The Owners Want To Hire Someone Who Wants To Keep Everyone In Place (9 of 10)
It was suggested after Colangelo was run out of town that the owners wanted to hire a general manager who was comfortable keeping most of not all of the current basketball operations personnel in place.
This is a great idea if you’d like to narrow down your choices to “people who would want to run the Sixers but not choose their staff.” Seems like it’d probably be an unimpressive list. Even 94WIP’s Joe DeCamara who has demanded an interview on several occasions would want a crack at hiring his own staff.

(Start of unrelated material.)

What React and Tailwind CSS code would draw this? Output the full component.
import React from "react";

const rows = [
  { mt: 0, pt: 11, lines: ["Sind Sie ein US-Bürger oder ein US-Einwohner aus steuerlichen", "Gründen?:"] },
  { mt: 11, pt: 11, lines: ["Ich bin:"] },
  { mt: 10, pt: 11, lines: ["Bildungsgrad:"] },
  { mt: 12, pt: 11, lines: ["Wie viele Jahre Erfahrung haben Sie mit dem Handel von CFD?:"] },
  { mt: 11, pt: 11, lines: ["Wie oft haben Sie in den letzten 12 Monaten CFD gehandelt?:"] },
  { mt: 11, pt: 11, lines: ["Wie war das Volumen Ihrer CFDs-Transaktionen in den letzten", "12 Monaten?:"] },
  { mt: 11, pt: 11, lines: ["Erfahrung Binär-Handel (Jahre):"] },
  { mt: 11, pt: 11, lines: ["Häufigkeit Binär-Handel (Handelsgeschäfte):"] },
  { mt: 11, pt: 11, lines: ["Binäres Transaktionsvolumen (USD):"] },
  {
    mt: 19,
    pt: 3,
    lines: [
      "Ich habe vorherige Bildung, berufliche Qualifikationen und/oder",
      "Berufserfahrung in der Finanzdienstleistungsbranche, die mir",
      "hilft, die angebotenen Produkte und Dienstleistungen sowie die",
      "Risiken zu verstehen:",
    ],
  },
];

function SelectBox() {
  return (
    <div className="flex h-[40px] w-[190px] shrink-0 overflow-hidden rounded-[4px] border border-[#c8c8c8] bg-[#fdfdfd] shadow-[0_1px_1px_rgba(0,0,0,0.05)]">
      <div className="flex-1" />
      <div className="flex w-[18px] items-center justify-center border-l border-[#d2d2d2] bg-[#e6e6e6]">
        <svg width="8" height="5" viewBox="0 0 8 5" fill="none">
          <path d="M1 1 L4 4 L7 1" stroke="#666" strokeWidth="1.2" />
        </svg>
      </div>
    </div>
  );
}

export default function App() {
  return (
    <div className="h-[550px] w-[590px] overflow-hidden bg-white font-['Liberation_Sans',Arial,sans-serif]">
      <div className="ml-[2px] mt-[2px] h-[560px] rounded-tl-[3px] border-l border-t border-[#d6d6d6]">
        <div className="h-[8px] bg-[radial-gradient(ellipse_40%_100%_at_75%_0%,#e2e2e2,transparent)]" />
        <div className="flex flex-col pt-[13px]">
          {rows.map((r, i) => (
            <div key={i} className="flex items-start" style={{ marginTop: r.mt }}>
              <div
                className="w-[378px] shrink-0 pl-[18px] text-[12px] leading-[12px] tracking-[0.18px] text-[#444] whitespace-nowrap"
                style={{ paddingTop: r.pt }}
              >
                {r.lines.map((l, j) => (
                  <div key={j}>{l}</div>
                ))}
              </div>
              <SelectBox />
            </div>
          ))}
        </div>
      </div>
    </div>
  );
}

It’s possible that whoever they’d hire would find value in many of the people currently working for the team. But to make that a necessary condition for employment would be a horrible mistake. Choosing the comfortable thing over the right thing is rarely the correct thing.
Nobody Knows What They’re Doing And This Is A Ship Without A Rudder (10 of 10)

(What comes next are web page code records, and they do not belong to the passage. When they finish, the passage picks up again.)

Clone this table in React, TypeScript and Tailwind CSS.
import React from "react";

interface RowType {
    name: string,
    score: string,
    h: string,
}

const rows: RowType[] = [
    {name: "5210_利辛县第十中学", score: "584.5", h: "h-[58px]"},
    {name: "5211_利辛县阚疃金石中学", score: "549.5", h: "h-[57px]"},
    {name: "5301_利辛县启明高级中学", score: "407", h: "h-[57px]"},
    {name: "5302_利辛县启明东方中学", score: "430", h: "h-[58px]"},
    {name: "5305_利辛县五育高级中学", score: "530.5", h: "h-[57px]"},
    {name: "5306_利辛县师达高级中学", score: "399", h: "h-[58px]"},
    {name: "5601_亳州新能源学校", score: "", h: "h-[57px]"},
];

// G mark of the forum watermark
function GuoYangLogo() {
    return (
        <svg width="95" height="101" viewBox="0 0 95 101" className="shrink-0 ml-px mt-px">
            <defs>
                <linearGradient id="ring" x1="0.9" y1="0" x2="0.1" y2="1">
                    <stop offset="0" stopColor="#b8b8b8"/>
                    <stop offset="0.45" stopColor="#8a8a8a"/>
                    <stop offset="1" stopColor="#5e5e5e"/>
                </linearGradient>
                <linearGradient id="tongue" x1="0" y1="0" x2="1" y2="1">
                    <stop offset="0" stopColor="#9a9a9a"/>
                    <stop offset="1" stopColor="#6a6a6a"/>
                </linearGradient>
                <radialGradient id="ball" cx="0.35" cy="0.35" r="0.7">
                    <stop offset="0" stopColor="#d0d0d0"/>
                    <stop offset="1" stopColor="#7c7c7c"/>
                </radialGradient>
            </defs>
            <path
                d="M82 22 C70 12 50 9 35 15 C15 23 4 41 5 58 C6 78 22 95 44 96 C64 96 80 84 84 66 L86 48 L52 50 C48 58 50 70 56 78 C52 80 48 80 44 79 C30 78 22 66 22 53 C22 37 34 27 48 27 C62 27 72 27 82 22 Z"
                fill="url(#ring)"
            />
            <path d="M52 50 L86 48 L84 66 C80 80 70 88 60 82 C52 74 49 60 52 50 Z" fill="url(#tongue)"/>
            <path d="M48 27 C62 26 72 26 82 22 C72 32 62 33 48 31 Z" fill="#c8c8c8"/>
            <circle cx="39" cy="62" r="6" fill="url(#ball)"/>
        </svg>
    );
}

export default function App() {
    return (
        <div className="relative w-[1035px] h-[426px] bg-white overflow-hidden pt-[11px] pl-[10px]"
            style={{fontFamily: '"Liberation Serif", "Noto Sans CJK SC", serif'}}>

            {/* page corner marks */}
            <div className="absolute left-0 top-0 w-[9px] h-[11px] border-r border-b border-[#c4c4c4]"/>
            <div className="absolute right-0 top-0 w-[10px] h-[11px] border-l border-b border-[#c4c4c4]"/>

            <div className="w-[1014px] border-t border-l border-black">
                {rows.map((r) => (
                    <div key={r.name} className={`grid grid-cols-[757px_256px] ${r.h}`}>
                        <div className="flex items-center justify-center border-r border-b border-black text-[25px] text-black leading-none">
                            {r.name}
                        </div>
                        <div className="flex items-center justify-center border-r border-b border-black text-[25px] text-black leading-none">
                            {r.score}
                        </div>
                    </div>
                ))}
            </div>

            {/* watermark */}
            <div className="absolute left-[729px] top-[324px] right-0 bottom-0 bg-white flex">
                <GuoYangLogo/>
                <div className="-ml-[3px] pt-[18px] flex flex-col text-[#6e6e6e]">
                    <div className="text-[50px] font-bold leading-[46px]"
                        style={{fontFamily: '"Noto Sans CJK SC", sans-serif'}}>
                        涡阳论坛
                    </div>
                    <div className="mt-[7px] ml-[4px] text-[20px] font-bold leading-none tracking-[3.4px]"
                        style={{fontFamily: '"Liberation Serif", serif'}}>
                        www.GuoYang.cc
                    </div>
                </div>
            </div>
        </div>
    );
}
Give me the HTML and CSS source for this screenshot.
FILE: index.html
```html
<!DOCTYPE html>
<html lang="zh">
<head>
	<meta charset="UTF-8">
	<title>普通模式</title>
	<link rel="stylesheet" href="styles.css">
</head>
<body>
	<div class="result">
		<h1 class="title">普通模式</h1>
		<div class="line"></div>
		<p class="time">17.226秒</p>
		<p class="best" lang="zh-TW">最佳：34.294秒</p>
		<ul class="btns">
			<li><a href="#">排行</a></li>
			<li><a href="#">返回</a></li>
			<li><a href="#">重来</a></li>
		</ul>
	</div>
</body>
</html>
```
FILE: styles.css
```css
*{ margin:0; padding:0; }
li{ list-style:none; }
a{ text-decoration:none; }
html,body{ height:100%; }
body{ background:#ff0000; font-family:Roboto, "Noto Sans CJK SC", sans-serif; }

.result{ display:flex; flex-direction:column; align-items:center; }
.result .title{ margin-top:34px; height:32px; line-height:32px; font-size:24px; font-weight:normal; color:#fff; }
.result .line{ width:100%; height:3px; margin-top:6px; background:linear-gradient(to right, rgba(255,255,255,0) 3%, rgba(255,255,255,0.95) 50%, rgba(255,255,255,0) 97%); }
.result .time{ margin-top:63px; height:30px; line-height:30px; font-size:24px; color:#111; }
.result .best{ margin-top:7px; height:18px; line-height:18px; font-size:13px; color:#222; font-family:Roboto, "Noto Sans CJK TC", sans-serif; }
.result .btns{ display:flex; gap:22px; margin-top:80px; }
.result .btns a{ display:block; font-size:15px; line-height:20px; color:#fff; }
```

I mean, it could happen. It seems really unlikely that this is the case but I suppose crazier things could happen.
Conclusion
While telling us what’s going on with the search is not the most important thing, I have a hard time having any confidence in all of this without it. Maybe that’s more about me than it is about them, but I don’t think it is.
Just because the NBA Draft and free-agency are done with for the year, does not mean someone does not need to be in charge. The Kyrie Irving trade happened in August last year and you never know when opportunity will present itself. What a previous GM, who I will not name so as to not appear biased, always tried to show is that you don’t get to predict or plan when opportunity will strike, only that you are ready when it does.
The Sixers need to be ready. Let’s hope they know what they’re doing.